He plays a British tabloid journalist (which I argue could be a contradiction in terms) named Sidney Young, not a far reach from Toby Young, the real-life Brit who wrote the book upon which this comedy is based. The real Young was reportedly so abusively self-centered that he was asked to leave the movie set after offering lots of advice to director Robert Weide.
Maybe Weide shouldn't have been so quick to dismiss Young's feedback.
"How to Lose Friends" is a soggy, sloggy look into the world of big-city publishing, a little like the far superior "The Devil Wears Prada."
Pegg's Sidney arrives in New York to work for a high-end magazine looking suspiciously like Vanity Fair, where the real Young worked.
The magazine's publisher Clayton Harding (Jeff Bridges, reluctantly playing the role) has big plans for the Brit staffer, and baits him with the opportunity to navigate through the "seven levels," with each successive level bringing Sidney closer to the top of the magazine heap.
Sidney strives to make himself worthy, but his barbed personality and suggested lack of inherent talent appear to be slamming doors on him.
As Pegg fumbles and fusses through Peter Straughan's screenplay, the supporting cast becomes a compelling reason to sit through "How To Lose Friends."
Gillian Anderson, last seen in that ignorable "X-Files" sequel "I Want to Believe," brings a sexy toughness to Eleanor Johnson, a super Hollywood agent who could probably negotiate a Cubs/Sox rivalry truce.
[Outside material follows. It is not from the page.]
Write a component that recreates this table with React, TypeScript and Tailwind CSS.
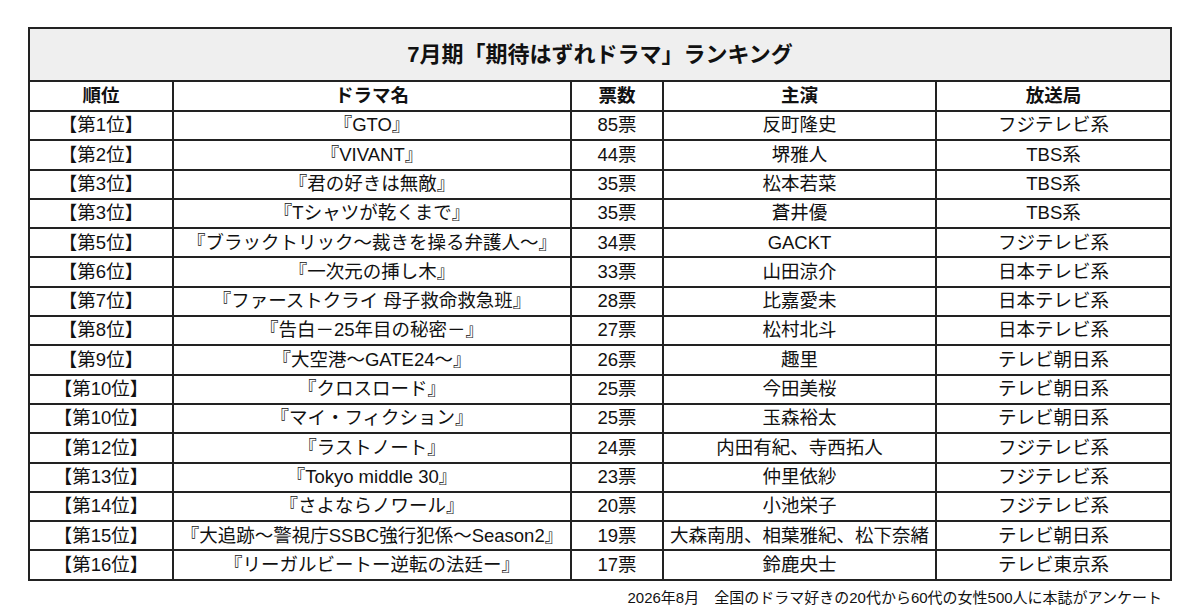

A champion wheeler-dealer, Eleanor pushes a young actress named Sophie Maes (the aptly named Megan Fox), already well-practiced in the Marilyn Monroe-esque art of attracting attention.
Kirsten Dunst whips up a perfectly bland personality for Alison Olsen, Sidney's office confidante. Danny Huston slips into snakeskin mode as the unctuous Lawrence Maddox, a magazine politico who eventually becomes Sidney's boss.
"How to Lose" enjoys its ridiculous moments of humor, especially when Sidney tries to a crash an awards party by claiming his date, a literal pig, was the star of "Babe." But a dark comic bit involving an annoying dog pales in comparison to a similar scene in "There's Something About Mary."
This movie seems to constantly be running out of comic breath as it veers from overdone, broad physical shtick to tacked-on, ethical lessons learned.
Fortunately, the animated Pegg is front and center throughout, and while his character gleefully loses friends and alienates people, Pegg works up a sweat not to lose fans and alienate moviegoers.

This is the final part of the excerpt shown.